◆ The problem ◆
Reproduce the lines exactly, beginning with the line that has "Give me the" and ending with the line that has "const COLS = 'grid-template-columns: 42px". Images are left out.

** Start of Data shown **

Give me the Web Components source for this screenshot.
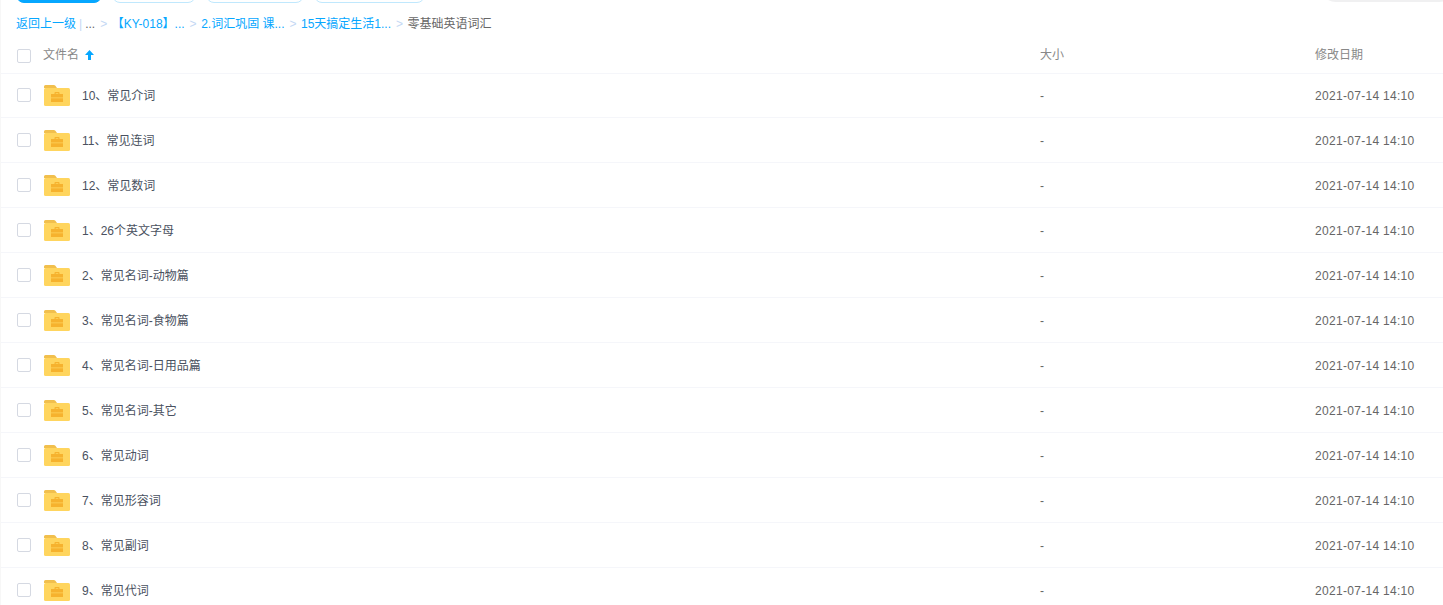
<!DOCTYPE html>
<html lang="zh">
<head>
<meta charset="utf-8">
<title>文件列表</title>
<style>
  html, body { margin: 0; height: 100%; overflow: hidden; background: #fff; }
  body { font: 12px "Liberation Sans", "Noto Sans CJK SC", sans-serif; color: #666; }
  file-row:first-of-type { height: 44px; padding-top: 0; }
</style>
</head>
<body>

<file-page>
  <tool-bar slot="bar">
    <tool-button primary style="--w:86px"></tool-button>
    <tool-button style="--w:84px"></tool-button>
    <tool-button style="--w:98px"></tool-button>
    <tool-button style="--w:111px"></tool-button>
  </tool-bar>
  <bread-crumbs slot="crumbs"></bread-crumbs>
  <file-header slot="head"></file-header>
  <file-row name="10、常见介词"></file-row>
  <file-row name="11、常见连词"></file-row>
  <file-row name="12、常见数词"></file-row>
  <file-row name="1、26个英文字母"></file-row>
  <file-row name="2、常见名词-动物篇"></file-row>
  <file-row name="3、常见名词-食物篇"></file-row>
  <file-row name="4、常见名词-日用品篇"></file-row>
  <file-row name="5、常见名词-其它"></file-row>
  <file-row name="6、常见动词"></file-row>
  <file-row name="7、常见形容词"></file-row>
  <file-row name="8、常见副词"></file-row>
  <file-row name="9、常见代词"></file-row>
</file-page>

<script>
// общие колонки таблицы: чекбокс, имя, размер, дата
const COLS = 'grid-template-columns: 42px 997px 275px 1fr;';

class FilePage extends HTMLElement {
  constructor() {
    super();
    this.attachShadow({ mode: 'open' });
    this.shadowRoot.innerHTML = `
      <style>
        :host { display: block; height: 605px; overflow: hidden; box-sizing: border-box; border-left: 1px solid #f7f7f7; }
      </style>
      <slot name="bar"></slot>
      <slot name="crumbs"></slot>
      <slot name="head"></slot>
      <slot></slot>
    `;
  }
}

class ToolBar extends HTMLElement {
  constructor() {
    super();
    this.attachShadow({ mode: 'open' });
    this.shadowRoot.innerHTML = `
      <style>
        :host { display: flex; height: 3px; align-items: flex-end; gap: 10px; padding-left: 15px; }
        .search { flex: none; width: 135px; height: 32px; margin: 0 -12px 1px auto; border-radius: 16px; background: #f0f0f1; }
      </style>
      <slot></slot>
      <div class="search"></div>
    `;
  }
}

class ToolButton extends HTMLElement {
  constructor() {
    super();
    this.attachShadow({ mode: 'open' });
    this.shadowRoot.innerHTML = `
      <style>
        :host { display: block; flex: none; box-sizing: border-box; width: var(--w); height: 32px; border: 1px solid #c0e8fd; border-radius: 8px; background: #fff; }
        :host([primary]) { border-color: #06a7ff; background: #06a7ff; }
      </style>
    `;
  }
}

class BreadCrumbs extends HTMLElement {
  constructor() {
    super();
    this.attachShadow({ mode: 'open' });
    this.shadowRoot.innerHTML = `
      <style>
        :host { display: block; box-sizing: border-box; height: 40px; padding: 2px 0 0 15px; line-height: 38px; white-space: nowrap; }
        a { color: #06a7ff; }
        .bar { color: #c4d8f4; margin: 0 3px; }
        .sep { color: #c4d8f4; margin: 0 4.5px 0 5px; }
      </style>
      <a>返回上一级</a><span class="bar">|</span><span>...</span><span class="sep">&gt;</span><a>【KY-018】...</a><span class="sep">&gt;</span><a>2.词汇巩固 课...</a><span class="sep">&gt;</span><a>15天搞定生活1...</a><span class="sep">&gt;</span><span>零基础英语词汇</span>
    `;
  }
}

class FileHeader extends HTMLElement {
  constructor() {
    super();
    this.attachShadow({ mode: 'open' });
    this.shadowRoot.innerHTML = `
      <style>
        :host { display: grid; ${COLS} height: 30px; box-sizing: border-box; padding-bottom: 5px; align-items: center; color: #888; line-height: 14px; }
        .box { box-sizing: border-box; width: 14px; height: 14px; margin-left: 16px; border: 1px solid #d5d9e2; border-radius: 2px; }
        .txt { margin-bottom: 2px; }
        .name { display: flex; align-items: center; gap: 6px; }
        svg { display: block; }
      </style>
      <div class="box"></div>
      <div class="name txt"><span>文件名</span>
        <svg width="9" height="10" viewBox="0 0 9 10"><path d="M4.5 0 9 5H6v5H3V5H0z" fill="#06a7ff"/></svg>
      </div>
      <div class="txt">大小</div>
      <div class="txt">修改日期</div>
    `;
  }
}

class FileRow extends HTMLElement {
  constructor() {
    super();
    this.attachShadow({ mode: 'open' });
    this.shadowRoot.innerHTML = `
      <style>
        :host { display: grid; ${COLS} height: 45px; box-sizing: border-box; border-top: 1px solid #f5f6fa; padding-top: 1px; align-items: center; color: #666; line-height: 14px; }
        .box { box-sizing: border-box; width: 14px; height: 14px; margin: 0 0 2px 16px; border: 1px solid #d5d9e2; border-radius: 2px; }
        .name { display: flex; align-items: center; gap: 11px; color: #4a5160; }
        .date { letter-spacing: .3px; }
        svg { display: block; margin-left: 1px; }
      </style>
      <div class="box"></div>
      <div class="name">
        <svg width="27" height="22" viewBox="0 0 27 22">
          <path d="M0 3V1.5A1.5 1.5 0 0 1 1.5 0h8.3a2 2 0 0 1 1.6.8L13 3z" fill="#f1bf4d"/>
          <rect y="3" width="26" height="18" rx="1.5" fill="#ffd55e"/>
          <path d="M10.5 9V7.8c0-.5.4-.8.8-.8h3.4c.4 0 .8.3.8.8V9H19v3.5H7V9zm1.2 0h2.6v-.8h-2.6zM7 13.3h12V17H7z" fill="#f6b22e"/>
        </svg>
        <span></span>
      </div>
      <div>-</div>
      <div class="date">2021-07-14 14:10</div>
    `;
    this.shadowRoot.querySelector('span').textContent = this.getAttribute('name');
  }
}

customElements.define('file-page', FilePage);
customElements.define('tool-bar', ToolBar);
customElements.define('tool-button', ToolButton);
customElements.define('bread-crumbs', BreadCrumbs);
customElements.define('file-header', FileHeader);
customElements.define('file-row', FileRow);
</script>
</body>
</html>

** End of Data shown **
** Start of Data shown **

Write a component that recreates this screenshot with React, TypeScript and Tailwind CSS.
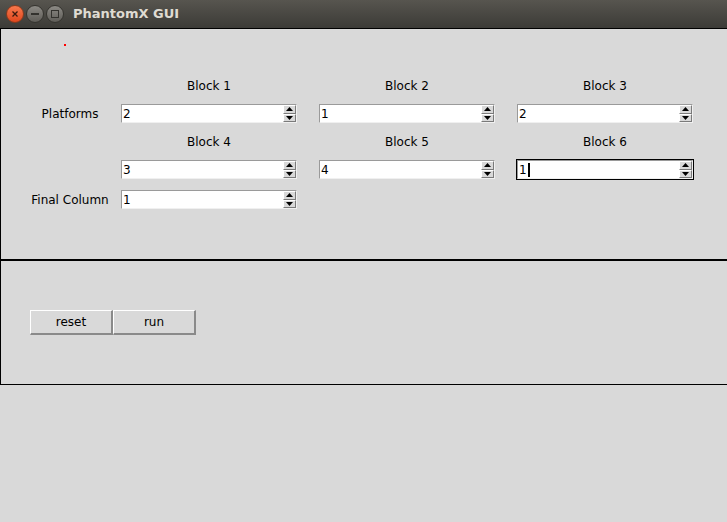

** End of Data shown **
** Start of Data shown **

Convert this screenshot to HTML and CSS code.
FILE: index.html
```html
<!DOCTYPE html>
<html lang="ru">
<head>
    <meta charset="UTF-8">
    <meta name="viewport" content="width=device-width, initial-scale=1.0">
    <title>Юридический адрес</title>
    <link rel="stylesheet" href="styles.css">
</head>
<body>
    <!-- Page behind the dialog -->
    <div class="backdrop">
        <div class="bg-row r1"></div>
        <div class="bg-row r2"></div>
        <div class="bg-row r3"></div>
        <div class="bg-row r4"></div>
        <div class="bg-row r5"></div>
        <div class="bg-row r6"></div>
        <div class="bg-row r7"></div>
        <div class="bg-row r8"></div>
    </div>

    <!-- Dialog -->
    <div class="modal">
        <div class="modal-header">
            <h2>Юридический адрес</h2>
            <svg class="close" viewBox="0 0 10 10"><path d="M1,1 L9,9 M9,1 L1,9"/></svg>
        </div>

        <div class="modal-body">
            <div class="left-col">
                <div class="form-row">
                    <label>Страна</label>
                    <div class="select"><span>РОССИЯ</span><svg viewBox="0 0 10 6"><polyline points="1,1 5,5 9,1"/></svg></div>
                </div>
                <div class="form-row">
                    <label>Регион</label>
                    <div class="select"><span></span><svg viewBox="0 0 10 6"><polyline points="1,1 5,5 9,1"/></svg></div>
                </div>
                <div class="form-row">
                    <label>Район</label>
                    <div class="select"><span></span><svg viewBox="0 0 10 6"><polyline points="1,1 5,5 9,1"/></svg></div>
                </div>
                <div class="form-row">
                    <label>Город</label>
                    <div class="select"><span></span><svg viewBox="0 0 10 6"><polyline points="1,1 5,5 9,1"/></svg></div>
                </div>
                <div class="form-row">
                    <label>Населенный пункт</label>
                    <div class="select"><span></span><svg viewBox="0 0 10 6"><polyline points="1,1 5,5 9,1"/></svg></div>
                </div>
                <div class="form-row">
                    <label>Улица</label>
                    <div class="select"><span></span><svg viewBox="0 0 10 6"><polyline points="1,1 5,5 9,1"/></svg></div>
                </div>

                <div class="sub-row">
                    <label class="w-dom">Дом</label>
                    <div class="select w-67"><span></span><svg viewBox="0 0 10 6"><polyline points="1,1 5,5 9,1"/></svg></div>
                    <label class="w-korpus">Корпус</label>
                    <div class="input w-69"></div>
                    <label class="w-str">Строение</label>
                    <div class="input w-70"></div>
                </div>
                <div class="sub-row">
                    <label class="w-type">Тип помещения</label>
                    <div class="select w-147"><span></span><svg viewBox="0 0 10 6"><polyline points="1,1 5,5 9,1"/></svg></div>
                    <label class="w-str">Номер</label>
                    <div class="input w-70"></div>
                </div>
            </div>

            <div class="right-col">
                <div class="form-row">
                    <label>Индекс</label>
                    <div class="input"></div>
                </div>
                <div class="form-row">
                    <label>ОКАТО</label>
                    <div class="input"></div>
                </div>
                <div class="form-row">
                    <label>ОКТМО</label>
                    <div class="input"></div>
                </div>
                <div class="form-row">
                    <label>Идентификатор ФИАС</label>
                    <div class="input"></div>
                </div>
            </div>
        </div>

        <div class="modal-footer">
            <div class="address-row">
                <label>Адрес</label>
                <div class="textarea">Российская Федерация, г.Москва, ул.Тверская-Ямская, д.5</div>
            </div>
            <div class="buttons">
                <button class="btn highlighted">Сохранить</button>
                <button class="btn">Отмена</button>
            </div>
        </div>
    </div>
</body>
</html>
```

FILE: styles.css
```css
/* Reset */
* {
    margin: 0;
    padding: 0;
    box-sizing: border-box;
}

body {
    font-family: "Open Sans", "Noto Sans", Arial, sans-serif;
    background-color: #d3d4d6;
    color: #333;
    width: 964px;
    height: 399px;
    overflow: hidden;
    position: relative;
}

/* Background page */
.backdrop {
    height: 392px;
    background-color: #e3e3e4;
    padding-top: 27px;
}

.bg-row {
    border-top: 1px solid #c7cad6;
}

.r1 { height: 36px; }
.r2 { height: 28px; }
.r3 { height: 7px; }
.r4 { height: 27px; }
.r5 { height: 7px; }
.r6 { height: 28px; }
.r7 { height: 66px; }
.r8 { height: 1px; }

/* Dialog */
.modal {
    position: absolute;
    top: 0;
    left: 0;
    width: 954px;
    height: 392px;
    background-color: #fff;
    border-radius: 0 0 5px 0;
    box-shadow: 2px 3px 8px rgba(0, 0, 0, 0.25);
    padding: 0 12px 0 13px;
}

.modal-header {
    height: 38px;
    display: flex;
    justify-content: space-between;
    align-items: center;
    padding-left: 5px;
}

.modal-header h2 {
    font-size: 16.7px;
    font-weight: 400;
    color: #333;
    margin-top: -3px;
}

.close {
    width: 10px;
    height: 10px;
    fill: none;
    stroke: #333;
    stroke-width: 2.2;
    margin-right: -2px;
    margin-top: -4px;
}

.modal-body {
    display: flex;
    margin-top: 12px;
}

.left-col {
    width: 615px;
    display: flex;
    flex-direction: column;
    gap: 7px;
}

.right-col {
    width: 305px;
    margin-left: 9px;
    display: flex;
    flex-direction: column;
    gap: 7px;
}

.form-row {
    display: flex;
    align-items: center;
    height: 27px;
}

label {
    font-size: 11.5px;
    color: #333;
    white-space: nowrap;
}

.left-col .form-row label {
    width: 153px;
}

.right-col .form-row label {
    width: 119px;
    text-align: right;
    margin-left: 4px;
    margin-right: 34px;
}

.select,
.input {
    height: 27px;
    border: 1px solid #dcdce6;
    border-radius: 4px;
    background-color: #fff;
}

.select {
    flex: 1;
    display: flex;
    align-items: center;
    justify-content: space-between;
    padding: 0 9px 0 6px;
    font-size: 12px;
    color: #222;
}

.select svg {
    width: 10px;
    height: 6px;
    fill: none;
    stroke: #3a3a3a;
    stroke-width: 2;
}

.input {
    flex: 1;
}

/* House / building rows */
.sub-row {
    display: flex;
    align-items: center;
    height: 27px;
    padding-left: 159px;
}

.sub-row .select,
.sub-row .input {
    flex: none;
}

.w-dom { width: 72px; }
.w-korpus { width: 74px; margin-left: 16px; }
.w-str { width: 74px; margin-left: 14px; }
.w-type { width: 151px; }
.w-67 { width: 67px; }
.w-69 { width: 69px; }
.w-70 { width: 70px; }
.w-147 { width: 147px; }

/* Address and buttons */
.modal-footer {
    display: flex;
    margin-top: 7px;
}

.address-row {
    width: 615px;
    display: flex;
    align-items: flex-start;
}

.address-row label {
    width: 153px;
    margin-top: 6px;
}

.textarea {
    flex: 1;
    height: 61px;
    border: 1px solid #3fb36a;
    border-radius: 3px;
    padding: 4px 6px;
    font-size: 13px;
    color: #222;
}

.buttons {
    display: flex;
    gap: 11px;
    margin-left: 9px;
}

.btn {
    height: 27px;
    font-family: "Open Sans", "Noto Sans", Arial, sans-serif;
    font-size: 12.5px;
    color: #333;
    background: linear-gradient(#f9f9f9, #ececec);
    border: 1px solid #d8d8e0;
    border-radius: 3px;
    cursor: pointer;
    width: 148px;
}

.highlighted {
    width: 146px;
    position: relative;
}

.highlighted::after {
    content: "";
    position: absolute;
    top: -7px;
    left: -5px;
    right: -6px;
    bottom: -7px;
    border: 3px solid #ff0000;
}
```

** End of Data shown **

◆ Solution below ◆
Give me the Web Components source for this screenshot.
<!DOCTYPE html>
<html lang="zh">
<head>
<meta charset="utf-8">
<title>文件列表</title>
<style>
  html, body { margin: 0; height: 100%; overflow: hidden; background: #fff; }
  body { font: 12px "Liberation Sans", "Noto Sans CJK SC", sans-serif; color: #666; }
  file-row:first-of-type { height: 44px; padding-top: 0; }
</style>
</head>
<body>

<file-page>
  <tool-bar slot="bar">
    <tool-button primary style="--w:86px"></tool-button>
    <tool-button style="--w:84px"></tool-button>
    <tool-button style="--w:98px"></tool-button>
    <tool-button style="--w:111px"></tool-button>
  </tool-bar>
  <bread-crumbs slot="crumbs"></bread-crumbs>
  <file-header slot="head"></file-header>
  <file-row name="10、常见介词"></file-row>
  <file-row name="11、常见连词"></file-row>
  <file-row name="12、常见数词"></file-row>
  <file-row name="1、26个英文字母"></file-row>
  <file-row name="2、常见名词-动物篇"></file-row>
  <file-row name="3、常见名词-食物篇"></file-row>
  <file-row name="4、常见名词-日用品篇"></file-row>
  <file-row name="5、常见名词-其它"></file-row>
  <file-row name="6、常见动词"></file-row>
  <file-row name="7、常见形容词"></file-row>
  <file-row name="8、常见副词"></file-row>
  <file-row name="9、常见代词"></file-row>
</file-page>

<script>
// общие колонки таблицы: чекбокс, имя, размер, дата
const COLS = 'grid-template-columns: 42px 997px 275px 1fr;';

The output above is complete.